## STATED TASK
Everything from the first line of the data below through the line that contains "const query = ref('')" should be written out exactly, please, and nothing more; the pictures stay out.
++++
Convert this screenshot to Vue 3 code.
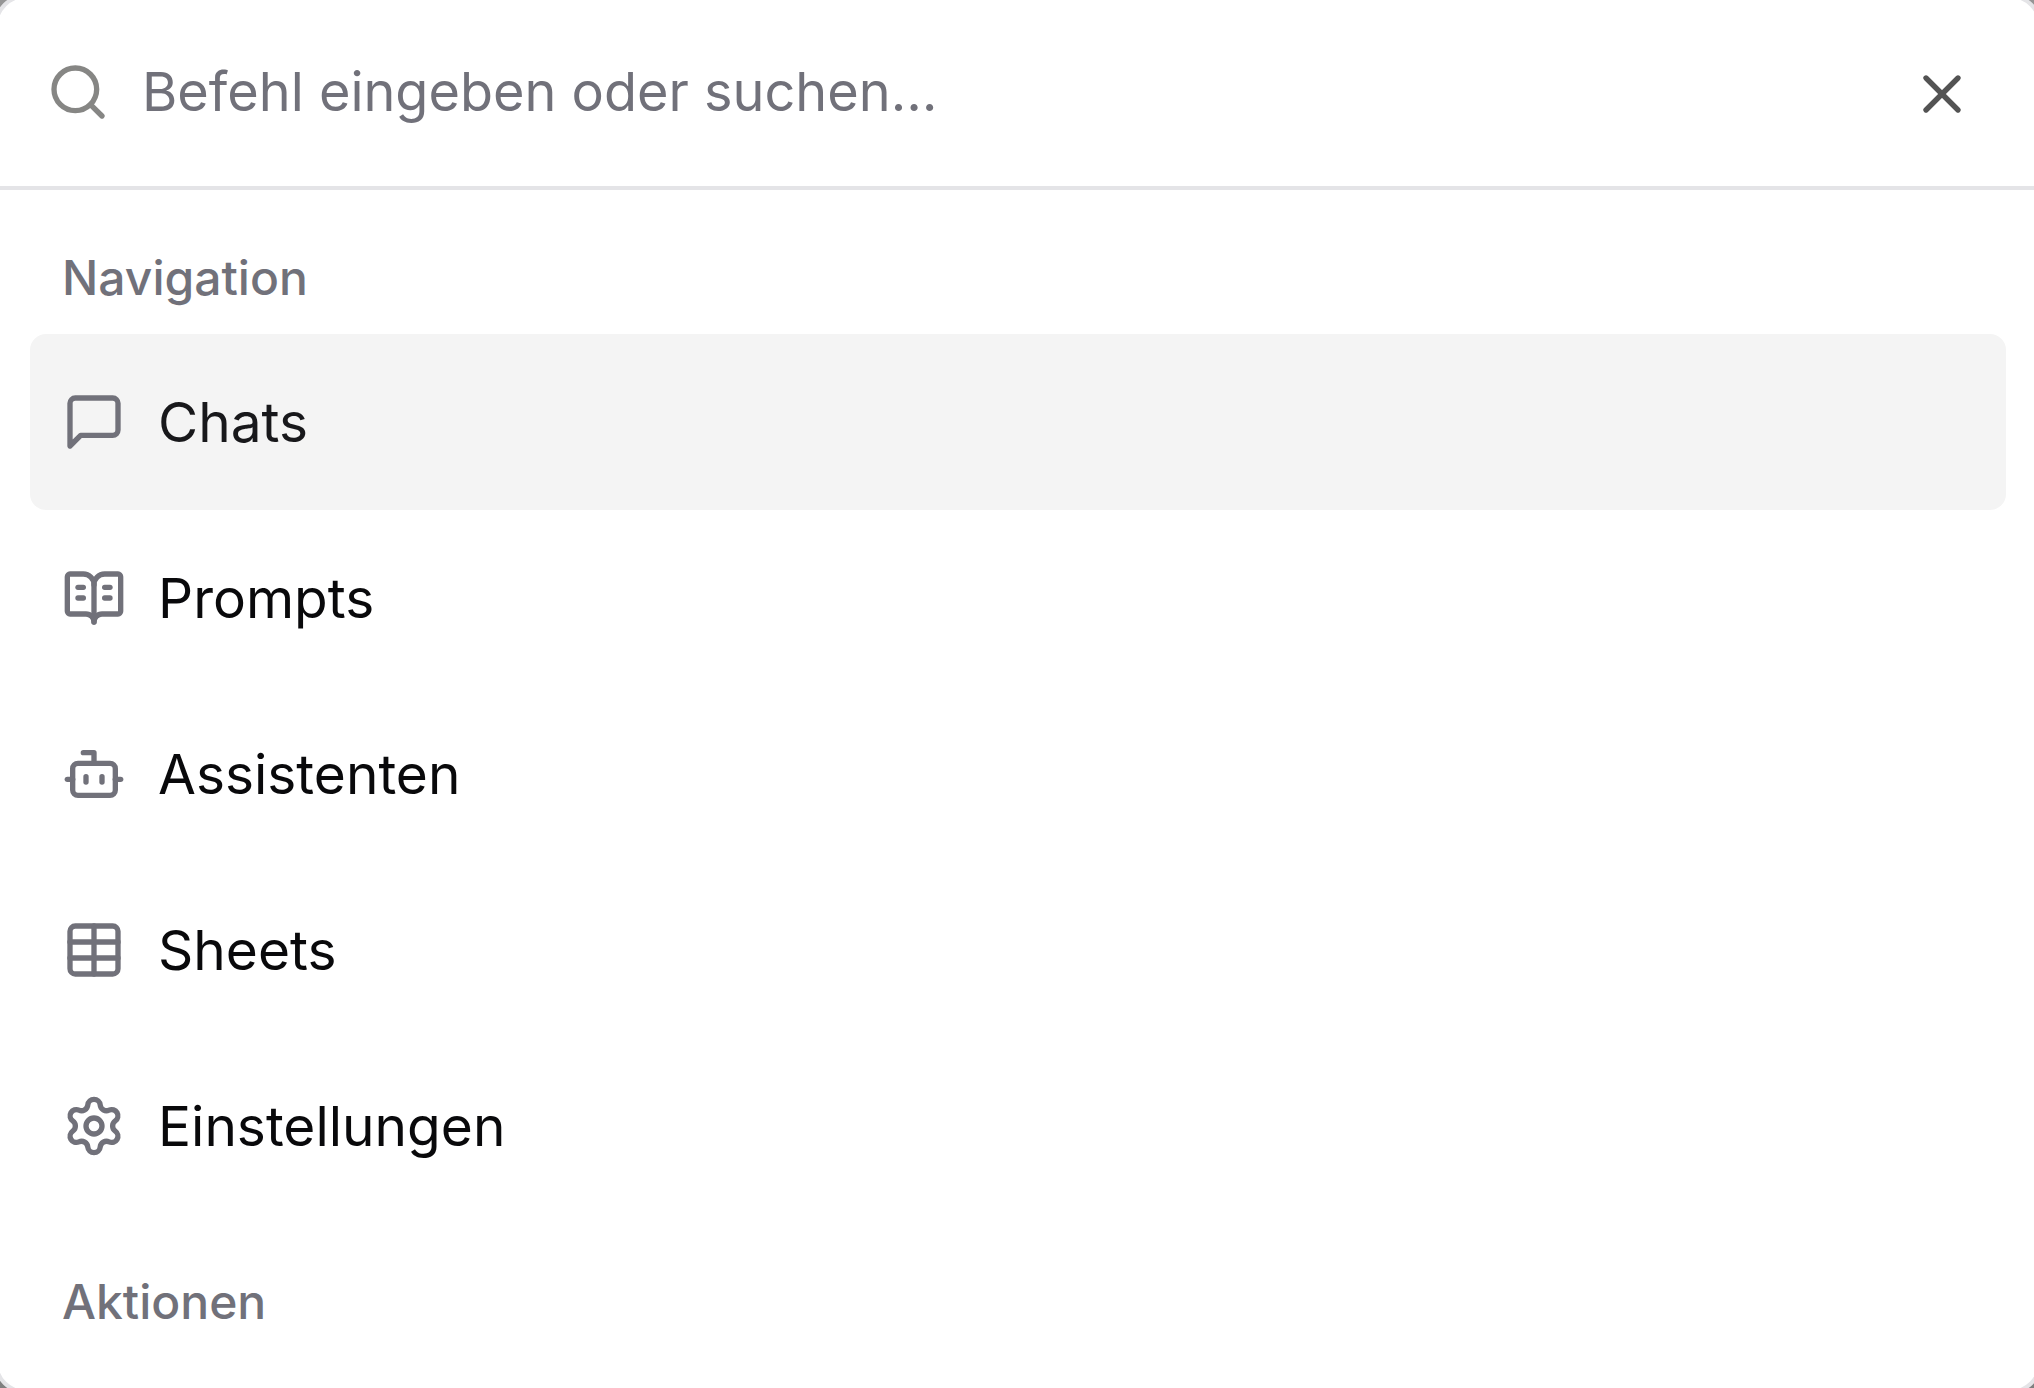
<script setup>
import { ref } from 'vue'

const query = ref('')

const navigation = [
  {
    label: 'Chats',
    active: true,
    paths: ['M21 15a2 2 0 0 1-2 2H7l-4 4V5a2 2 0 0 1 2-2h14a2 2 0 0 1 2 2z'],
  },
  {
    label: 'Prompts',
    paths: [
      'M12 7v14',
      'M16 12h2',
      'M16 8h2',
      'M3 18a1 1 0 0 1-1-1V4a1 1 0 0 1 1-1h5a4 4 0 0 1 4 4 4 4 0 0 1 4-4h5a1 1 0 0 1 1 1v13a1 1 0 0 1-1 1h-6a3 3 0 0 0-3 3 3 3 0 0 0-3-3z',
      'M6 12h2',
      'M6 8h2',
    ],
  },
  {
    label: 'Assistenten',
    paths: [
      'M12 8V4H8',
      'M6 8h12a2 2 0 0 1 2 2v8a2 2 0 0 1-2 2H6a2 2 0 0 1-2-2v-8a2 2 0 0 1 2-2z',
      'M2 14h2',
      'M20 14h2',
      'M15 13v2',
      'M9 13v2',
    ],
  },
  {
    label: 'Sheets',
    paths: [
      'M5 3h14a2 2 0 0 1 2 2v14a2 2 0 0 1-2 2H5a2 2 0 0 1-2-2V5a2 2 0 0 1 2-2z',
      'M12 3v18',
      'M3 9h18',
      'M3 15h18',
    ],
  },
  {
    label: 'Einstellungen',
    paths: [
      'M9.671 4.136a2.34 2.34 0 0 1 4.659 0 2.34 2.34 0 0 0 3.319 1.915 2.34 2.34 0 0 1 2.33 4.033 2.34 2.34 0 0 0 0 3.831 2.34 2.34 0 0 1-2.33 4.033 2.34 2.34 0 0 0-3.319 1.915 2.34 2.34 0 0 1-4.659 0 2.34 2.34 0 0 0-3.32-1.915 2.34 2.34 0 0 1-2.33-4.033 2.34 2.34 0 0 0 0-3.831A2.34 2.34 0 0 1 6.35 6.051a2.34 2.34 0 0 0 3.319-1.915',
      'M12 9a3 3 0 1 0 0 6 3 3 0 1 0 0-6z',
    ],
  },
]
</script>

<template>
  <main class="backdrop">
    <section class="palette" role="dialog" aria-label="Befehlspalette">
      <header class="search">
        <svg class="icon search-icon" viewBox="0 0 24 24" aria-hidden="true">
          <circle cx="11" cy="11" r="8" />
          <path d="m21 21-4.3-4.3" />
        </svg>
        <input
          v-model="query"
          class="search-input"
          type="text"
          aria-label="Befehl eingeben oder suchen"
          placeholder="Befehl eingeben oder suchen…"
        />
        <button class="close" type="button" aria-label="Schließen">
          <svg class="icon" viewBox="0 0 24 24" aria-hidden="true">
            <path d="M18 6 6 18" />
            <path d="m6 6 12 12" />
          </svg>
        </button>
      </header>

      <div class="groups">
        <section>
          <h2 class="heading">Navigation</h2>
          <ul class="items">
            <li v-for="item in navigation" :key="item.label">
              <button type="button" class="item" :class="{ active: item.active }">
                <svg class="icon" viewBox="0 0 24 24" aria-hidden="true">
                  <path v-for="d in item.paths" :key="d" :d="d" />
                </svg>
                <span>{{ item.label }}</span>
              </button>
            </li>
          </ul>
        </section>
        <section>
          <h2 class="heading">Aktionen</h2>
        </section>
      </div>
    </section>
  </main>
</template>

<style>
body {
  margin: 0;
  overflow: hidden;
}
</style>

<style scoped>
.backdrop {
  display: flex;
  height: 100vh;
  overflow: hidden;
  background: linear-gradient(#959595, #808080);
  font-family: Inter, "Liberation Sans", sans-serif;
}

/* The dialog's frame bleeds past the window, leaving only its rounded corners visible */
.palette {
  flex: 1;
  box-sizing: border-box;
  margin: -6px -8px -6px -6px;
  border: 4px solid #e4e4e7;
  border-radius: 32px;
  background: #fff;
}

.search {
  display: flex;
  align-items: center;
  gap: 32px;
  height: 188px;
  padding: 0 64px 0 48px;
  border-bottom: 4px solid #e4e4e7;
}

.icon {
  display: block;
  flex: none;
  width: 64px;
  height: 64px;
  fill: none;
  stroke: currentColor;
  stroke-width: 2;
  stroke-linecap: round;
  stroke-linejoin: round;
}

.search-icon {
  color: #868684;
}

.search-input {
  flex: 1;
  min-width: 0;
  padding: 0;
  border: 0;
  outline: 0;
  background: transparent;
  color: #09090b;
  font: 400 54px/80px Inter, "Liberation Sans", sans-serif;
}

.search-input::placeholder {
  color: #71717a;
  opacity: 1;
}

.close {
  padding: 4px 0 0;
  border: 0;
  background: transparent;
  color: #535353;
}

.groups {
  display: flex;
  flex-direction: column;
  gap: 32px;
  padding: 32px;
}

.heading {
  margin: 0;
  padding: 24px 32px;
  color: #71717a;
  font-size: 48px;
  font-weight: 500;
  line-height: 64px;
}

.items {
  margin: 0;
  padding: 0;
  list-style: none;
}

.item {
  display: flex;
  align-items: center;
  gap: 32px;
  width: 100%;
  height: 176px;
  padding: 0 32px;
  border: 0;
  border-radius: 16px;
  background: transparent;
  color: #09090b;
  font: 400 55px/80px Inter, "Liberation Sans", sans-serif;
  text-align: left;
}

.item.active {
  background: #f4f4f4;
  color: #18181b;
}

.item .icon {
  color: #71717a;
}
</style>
++++
## RESULT OF THE TASK
Convert this screenshot to Vue 3 code.
<script setup>
import { ref } from 'vue'

const query = ref('')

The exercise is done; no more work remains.